1984: While Delhi Burned
The anti-Sikh riots of 1984 rank as one of the worst instances of communal violence in the world. For something like that to have happened in that day and age and in a country like India, was abysmal. Twenty-one years later, the issue still has not got closure, and perhaps never will till the generation that got affected by it will pass on. That the whole situation was politically induced is no surprise. At the same time, scumbags like Buta Singh are still floating around, makes me wonder, if we as a country are going the same way America is….in that…public memory is so short, that it does not matter in the scheme of things.
A little while ago I had written about the joke that is called Buta Singh.
Today I came across a very good article by the author Amitav Ghosh on the 1984 riots.
The scene my memory preserved is of a moment when it seemed inevitable that we would be attacked.

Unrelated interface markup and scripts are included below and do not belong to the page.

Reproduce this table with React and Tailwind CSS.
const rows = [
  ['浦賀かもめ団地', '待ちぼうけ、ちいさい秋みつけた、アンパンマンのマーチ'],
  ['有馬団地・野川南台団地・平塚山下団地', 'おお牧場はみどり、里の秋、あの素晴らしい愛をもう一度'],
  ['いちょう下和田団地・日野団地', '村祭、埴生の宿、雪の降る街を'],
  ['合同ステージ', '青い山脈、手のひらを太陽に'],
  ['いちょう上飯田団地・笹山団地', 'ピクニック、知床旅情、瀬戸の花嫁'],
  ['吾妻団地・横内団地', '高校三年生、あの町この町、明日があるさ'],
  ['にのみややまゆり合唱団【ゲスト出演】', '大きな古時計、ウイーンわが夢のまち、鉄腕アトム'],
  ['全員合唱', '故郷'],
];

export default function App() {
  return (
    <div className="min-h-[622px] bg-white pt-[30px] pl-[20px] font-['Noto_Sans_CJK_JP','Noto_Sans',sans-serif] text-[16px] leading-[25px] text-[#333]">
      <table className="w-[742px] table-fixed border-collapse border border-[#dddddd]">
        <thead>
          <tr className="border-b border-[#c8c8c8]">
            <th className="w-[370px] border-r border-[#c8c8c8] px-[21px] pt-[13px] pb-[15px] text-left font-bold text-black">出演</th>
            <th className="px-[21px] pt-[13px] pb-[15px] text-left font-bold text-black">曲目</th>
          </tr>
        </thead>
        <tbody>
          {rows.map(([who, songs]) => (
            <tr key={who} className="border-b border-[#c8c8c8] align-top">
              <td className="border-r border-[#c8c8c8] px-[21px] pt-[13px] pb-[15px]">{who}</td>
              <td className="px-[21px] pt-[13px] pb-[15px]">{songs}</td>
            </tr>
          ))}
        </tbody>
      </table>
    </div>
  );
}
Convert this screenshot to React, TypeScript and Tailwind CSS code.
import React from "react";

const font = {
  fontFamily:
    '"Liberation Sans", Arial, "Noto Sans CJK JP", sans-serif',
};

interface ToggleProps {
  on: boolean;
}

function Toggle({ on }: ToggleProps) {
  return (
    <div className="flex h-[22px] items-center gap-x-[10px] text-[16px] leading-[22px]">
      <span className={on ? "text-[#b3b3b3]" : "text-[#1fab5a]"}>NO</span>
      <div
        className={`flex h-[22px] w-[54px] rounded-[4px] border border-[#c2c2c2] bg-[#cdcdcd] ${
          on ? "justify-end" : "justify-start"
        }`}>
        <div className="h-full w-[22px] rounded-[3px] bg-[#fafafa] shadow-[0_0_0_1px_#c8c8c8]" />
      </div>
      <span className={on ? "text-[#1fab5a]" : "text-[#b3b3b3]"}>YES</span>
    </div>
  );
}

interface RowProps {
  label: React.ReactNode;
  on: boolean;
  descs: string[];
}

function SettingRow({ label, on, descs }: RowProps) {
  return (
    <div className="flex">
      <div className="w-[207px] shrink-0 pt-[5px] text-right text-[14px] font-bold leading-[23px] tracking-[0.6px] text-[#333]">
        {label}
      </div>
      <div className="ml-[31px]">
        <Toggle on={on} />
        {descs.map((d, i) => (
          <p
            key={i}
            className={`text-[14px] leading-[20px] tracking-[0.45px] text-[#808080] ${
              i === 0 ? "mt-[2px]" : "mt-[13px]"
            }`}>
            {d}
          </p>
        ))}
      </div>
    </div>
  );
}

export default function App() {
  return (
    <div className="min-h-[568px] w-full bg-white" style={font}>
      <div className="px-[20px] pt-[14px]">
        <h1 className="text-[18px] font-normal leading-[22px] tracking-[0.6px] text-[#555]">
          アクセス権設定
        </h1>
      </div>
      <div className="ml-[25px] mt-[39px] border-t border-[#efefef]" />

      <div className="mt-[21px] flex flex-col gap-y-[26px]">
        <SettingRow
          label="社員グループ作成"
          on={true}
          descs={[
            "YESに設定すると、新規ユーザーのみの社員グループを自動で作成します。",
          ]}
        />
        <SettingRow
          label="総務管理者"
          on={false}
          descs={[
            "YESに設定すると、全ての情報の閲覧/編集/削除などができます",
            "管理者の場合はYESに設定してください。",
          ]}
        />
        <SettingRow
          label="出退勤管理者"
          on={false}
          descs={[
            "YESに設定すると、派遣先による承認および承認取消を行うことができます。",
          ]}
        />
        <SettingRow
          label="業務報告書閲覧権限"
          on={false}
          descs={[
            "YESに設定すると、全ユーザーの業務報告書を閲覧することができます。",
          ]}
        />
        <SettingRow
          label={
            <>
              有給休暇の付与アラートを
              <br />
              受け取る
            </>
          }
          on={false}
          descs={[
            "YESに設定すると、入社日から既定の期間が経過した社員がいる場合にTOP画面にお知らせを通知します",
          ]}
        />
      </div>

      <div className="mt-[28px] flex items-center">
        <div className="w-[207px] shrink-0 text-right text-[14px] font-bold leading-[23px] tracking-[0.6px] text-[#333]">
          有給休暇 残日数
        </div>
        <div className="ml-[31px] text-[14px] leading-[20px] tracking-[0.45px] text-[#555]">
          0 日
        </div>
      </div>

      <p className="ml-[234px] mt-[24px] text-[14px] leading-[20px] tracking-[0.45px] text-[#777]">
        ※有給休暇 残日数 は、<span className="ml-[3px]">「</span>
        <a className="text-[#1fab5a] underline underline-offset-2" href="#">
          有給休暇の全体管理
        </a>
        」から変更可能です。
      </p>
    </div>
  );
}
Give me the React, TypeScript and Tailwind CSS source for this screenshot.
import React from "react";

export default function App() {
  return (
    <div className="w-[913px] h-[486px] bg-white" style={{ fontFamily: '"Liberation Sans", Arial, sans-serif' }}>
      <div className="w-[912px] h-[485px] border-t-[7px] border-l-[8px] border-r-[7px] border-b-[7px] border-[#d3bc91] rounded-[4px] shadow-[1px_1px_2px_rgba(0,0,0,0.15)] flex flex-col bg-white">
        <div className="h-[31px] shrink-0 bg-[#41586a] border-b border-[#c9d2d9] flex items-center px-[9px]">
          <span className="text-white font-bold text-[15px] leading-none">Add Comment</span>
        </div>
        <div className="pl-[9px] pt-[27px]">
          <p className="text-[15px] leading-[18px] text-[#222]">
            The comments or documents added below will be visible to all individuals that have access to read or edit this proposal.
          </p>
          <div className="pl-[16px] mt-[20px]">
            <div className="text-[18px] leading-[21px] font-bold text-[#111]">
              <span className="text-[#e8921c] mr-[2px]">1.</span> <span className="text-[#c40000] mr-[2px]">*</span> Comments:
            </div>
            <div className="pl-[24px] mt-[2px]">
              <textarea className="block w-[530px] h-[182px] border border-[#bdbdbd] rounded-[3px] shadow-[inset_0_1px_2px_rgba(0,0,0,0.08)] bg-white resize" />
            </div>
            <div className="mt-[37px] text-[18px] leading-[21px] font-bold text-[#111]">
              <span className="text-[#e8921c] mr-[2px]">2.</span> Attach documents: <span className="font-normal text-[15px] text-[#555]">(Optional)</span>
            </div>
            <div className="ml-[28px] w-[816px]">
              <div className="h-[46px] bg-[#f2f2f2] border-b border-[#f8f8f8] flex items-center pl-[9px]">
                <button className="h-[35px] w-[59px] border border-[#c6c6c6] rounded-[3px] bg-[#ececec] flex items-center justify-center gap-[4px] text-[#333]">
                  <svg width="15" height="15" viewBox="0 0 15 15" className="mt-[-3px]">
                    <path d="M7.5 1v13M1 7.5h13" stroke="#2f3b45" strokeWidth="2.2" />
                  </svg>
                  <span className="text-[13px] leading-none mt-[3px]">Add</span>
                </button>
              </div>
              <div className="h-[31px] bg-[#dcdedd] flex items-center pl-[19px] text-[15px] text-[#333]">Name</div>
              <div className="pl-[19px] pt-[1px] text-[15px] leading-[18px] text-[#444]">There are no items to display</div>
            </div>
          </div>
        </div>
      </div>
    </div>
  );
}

Rounding a corner, we found ourselves facing a crowd that was larger and more determined-looking that any other crowds that we had encountered. On each previous occasion, we had prevailed by marching at the thugs and engaging them directly, in dialogues that turned quickly into extended shouting matches. In every instance, we had succeeded in facing them down. But this particular mob was intent on confrontation. As its members advanced on us, brandishing knives and steel rods, we stopped. Our voices grew louder as they came towards us; a kind of rapture descended on us, exhilaration in anticipation of a climax. We braced for the attack, leaning forward as though into a wind.
And then something happened that I have never completely understood. Nothing was said; there was no signal, nor was there any break in the rhythm of our chanting. But suddenly all women in our group – and the women made up more than half of the group’s numbers – stepped out and surrounded the men; their saris and kameezes became thin, fluttering barrier, a wall around us. They turned to face the approaching men, challenging them, daring them to attack.
The thugs took a few more steps toward us and then faltered, confused. A moment later, they were gone.